The Large Hadron Collider, the world’s most powerful particle accelerator, has given physicists yet another gift—physical proof of the existence of the pentaquark, a new form of matter that might be created in collapsing stars.
Scientists at the LHCb detector, where they are researching what happened after the Big Bang, recently found signs of the pentaquark in a powerful proton collision. They checked every avenue to make sure their results were correct, because so many have been wrong before. This time, they were able to view the collision from multiple angles. Dr. Patrick Koppenburg, physics coordinator for the LHCb, told BBC News , “There is no way that what we see could be due to something else other than the addition of a new particle that was not observed before.”
Quarks are fundamental units of matter and make up everything that exists. There are six types: up, down, strange, charm, top, and bottom. When Murray Gell-Mann and George Zweig created the quark model in the 1960s, they suggested the existence of the pentaquark, which is created when five quarks combine. About a decade ago, several different teams thought they had found the elusive particle, but each claim was eventually shown to be incorrect.
Ian Sample, of The Guardian, explains their discovery further:
“Researchers on the LHCb team found evidence for pentaquarks after studying the disintegration of an unstable ball of three quarks called a Lambda baryon. The exotic pentaquarks they observed are made up of two up quarks, one down quark, one charm quark and one anti-charm quark.”

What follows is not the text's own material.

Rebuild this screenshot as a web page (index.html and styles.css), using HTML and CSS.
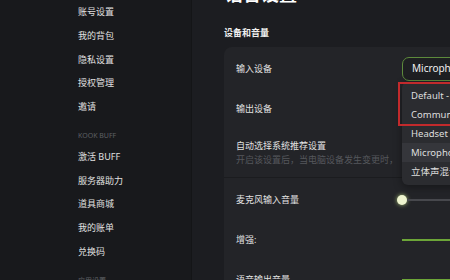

These results offer further clues about the aftermath of the Big Bang. Pentaquarks could form when stars collapse into neutron stars or potentially black holes—influencing what they look like and where they go in their life cycle. Not only that, but this could provide additional information about particles that underpin all matter.
Physicists expect to find more pentaquarks in the future since the LHC is running at its highest energy levels ever after a two-year hibernation for maintenance.